Problem details
State the number of lines that contain the word "React", and add nothing else.

━━ Provided data

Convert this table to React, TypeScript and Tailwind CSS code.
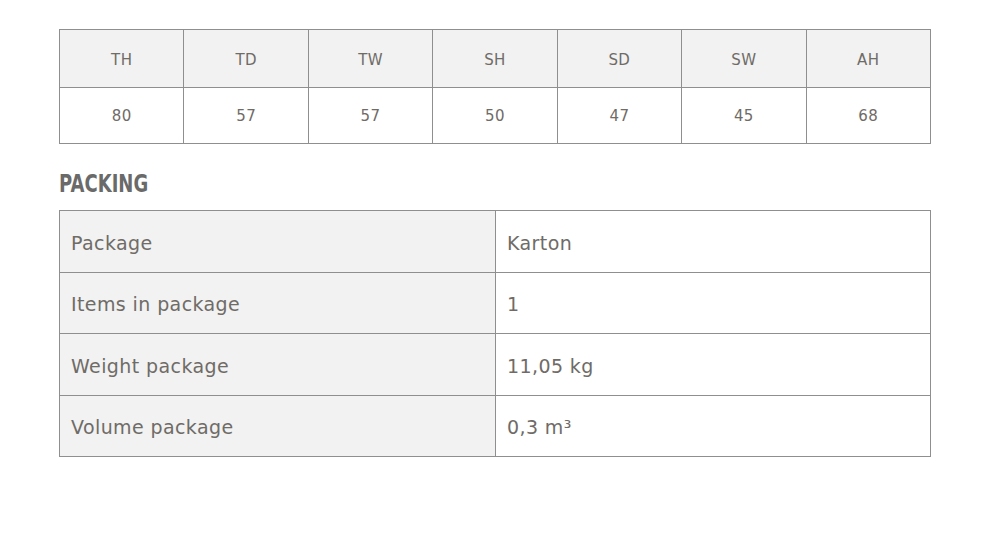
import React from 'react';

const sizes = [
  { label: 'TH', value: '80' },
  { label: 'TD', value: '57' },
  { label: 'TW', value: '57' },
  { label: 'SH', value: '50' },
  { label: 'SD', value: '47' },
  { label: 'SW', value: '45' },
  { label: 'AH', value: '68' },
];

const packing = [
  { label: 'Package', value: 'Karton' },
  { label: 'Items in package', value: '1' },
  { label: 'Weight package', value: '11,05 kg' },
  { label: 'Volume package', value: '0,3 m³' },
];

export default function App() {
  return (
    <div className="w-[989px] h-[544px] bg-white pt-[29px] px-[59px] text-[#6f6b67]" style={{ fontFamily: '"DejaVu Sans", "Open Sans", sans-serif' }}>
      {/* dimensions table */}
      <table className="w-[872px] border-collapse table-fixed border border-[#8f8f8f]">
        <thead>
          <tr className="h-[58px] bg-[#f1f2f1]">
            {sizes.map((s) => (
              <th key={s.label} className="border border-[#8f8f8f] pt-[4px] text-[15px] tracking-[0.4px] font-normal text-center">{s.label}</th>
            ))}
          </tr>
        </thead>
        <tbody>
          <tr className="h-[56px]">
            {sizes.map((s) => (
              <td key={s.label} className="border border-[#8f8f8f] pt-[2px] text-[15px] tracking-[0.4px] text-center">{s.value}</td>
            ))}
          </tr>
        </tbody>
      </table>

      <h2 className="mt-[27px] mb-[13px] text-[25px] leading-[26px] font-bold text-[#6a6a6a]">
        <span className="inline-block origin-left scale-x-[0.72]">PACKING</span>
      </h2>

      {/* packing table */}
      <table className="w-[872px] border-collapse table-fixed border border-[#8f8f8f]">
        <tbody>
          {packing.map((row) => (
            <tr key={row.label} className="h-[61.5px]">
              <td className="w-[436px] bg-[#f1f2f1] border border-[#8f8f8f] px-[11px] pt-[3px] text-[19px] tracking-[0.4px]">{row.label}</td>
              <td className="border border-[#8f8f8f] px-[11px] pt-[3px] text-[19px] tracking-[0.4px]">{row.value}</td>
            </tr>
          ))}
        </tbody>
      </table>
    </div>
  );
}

━━━━

Task response
2